### STATED TASK
From the first line of the data below, repeat each line exactly until you reach the line with "</style></head><body>"; include that line too.

### GIVEN INFORMATION
──────

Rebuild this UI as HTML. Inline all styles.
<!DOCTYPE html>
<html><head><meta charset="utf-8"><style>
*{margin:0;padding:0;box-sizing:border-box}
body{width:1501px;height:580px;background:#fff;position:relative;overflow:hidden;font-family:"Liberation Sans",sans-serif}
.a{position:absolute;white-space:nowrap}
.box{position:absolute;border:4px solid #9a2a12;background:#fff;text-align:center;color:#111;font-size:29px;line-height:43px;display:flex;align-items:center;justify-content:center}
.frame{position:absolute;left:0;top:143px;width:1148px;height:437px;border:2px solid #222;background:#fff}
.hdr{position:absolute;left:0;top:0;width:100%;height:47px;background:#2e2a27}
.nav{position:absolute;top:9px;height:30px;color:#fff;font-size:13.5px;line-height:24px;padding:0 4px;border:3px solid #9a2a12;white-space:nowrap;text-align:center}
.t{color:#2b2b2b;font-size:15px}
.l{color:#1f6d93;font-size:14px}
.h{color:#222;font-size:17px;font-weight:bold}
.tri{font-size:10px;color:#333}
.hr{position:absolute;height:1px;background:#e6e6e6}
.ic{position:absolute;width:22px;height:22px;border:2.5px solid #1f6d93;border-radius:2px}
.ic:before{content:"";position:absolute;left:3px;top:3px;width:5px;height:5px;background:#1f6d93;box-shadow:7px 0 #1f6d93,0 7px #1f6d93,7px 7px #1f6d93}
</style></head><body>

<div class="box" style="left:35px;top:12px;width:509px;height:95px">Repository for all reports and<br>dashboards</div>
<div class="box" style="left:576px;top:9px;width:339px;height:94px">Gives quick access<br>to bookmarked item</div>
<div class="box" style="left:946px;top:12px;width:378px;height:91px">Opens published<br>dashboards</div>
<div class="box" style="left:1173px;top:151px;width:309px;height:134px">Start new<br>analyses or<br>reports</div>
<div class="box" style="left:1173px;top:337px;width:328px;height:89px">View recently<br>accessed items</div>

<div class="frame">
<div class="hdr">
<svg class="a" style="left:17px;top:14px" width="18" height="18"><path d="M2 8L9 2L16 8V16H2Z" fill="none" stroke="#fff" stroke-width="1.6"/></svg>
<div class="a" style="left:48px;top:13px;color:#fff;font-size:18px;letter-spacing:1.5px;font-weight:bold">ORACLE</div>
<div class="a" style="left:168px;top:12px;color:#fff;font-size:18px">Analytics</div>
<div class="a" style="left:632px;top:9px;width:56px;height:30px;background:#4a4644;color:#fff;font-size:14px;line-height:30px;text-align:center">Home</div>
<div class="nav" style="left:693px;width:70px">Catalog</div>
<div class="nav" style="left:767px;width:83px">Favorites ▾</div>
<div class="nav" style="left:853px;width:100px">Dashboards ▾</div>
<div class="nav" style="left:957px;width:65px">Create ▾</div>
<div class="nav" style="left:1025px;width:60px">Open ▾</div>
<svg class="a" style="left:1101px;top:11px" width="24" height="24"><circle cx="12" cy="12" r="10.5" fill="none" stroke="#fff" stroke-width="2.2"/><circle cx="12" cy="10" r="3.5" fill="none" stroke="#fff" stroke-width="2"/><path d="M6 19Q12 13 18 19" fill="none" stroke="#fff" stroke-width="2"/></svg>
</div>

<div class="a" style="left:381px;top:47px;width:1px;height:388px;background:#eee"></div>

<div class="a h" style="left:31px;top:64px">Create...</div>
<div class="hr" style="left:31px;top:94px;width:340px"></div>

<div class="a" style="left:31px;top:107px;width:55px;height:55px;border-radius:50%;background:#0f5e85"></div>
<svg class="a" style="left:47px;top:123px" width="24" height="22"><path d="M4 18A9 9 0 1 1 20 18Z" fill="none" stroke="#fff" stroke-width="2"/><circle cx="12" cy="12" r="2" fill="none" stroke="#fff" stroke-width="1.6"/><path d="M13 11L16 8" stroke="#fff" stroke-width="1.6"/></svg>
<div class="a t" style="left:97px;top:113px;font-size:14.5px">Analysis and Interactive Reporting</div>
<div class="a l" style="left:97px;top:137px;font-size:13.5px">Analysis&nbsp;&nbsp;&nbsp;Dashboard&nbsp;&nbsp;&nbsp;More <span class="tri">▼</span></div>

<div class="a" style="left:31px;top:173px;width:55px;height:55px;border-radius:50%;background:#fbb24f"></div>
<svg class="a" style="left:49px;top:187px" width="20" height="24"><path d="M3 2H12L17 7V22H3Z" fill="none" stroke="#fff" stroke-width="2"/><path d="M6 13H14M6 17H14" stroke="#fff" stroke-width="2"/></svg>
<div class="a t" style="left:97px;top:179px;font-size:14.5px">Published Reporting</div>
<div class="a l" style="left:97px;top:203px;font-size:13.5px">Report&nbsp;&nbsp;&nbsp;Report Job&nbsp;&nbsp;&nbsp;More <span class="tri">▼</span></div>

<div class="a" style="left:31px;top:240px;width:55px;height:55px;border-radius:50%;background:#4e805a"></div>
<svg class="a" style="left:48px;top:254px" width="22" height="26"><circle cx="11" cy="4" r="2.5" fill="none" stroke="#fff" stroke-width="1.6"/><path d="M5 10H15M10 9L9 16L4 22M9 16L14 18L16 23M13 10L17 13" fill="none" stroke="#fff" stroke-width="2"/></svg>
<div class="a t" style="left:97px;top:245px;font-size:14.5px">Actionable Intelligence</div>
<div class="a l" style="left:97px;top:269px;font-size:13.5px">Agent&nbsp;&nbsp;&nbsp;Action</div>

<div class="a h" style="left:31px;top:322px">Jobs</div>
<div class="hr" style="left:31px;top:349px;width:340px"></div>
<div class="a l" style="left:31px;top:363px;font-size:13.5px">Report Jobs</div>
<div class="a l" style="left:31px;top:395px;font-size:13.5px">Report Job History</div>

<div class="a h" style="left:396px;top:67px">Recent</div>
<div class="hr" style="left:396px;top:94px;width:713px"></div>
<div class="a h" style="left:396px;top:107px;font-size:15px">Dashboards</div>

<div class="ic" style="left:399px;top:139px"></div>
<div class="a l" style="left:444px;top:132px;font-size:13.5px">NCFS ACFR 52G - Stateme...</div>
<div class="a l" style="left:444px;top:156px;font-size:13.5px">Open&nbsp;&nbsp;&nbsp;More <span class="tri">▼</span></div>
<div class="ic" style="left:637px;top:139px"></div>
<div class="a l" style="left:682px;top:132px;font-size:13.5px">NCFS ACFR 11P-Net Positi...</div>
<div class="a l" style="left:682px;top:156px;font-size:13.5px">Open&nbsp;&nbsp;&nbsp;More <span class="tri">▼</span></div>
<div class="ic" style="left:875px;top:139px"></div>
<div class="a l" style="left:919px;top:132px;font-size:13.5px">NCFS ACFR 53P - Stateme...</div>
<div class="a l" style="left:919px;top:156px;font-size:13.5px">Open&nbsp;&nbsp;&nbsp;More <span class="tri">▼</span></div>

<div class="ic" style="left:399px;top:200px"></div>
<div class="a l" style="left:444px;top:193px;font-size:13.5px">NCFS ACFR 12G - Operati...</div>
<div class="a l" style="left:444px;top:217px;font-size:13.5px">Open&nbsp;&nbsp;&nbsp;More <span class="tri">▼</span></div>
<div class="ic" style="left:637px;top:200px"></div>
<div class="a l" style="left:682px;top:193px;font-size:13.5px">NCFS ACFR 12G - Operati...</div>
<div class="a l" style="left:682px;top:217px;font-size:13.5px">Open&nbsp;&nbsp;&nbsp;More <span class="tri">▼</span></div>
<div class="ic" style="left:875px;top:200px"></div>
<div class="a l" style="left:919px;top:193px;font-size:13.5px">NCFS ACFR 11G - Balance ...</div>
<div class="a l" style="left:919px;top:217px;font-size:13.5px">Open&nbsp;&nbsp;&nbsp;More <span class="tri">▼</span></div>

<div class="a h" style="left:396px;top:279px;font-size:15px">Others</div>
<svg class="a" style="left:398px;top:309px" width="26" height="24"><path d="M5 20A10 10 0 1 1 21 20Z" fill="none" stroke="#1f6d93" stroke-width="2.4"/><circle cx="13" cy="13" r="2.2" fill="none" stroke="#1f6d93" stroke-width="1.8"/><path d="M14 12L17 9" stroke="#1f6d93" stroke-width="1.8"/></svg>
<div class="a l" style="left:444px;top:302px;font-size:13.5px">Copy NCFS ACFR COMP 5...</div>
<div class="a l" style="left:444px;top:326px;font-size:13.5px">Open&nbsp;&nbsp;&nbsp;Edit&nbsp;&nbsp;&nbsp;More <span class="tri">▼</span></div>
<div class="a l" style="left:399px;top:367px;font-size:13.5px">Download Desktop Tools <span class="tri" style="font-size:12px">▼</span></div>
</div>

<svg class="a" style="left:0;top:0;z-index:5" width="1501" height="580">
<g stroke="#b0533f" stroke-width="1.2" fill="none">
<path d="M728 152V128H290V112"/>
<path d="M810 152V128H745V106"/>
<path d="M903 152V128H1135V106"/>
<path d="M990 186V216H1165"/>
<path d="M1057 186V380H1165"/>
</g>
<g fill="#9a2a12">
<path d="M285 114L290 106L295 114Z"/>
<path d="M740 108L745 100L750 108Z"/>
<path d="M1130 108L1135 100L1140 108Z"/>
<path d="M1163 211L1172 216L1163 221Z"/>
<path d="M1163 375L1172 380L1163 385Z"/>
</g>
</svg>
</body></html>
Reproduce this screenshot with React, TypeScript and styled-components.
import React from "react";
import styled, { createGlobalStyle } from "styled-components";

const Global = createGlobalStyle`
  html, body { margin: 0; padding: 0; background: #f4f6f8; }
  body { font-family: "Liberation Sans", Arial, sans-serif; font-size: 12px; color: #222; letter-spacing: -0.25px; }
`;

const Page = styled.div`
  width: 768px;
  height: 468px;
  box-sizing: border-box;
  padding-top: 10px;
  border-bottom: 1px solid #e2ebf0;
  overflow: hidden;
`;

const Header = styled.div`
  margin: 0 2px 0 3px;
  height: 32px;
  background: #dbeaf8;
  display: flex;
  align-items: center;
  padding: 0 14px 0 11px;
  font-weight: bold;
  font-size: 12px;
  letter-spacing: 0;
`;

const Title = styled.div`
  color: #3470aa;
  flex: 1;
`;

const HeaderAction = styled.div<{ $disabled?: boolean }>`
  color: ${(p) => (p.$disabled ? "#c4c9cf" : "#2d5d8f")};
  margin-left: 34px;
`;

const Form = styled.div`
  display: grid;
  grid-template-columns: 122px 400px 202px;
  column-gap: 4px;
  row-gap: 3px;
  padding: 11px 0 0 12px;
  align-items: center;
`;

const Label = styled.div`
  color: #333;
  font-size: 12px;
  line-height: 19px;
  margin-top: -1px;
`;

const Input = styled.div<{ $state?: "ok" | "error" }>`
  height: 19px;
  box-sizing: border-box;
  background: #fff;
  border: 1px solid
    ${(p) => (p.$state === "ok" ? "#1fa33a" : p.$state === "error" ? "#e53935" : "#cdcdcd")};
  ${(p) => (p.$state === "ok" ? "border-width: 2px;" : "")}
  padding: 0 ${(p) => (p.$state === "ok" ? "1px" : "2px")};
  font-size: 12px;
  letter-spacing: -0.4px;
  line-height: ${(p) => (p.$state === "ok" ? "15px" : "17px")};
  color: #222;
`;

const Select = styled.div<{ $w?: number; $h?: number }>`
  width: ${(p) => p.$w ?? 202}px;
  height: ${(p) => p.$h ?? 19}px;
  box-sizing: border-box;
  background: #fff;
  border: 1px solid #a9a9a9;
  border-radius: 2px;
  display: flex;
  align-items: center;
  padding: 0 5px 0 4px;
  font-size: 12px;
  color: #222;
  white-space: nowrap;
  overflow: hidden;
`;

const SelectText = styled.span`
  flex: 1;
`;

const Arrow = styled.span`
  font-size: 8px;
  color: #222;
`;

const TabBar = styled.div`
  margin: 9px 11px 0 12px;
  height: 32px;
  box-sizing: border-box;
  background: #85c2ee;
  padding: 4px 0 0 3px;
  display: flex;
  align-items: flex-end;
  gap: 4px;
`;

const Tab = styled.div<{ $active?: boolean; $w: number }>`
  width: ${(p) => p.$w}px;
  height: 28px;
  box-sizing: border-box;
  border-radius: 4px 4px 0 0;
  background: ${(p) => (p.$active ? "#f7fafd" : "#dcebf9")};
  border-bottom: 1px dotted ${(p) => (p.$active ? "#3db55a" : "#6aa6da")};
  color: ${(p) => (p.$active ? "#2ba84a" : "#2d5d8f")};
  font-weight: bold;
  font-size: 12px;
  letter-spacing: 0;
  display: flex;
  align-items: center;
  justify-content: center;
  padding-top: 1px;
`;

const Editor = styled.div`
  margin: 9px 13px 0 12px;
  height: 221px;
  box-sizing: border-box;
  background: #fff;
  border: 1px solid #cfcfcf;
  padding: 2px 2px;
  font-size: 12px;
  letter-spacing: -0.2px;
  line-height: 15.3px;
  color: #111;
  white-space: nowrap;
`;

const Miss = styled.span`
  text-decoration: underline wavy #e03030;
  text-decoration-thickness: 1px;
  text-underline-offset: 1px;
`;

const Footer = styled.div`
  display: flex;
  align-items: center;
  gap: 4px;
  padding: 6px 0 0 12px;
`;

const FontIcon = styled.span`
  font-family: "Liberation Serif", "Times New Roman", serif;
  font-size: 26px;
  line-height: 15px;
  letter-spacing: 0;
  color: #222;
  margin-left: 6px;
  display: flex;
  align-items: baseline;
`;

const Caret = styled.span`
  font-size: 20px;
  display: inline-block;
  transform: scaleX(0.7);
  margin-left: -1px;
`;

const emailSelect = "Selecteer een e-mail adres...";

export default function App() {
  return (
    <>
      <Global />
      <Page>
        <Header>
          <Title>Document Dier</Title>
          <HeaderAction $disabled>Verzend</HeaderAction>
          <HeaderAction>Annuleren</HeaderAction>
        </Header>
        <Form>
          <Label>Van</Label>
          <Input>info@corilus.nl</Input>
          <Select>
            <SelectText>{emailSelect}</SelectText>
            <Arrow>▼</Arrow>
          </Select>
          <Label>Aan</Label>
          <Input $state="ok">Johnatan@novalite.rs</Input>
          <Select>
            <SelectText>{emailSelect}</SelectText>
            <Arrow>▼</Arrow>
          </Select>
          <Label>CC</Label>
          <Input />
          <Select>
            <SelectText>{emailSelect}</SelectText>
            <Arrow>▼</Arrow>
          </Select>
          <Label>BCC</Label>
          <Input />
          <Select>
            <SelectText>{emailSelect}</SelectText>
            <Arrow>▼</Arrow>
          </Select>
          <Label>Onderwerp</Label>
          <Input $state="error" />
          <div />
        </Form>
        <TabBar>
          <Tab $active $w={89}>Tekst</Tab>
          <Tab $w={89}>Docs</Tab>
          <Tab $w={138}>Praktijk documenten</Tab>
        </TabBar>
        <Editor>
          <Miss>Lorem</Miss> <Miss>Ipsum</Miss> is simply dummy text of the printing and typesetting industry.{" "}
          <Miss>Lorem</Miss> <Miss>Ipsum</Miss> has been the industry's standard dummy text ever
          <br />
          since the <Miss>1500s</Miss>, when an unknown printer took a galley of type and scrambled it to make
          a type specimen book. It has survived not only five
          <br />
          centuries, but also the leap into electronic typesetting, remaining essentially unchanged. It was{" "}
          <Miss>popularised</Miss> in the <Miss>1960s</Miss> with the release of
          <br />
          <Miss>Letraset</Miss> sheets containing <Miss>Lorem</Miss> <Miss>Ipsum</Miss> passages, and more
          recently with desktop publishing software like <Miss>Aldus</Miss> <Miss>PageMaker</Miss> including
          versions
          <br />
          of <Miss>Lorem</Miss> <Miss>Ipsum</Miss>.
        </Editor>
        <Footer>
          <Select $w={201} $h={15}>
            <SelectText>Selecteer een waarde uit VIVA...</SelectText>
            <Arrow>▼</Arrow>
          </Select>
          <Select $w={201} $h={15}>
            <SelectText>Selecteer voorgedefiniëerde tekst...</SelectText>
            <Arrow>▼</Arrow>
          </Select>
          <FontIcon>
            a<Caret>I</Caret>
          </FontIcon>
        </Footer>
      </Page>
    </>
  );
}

──────

### RESULT
Rebuild this UI as HTML. Inline all styles.
<!DOCTYPE html>
<html><head><meta charset="utf-8"><style>
*{margin:0;padding:0;box-sizing:border-box}
body{width:1501px;height:580px;background:#fff;position:relative;overflow:hidden;font-family:"Liberation Sans",sans-serif}
.a{position:absolute;white-space:nowrap}
.box{position:absolute;border:4px solid #9a2a12;background:#fff;text-align:center;color:#111;font-size:29px;line-height:43px;display:flex;align-items:center;justify-content:center}
.frame{position:absolute;left:0;top:143px;width:1148px;height:437px;border:2px solid #222;background:#fff}
.hdr{position:absolute;left:0;top:0;width:100%;height:47px;background:#2e2a27}
.nav{position:absolute;top:9px;height:30px;color:#fff;font-size:13.5px;line-height:24px;padding:0 4px;border:3px solid #9a2a12;white-space:nowrap;text-align:center}
.t{color:#2b2b2b;font-size:15px}
.l{color:#1f6d93;font-size:14px}
.h{color:#222;font-size:17px;font-weight:bold}
.tri{font-size:10px;color:#333}
.hr{position:absolute;height:1px;background:#e6e6e6}
.ic{position:absolute;width:22px;height:22px;border:2.5px solid #1f6d93;border-radius:2px}
.ic:before{content:"";position:absolute;left:3px;top:3px;width:5px;height:5px;background:#1f6d93;box-shadow:7px 0 #1f6d93,0 7px #1f6d93,7px 7px #1f6d93}
</style></head><body>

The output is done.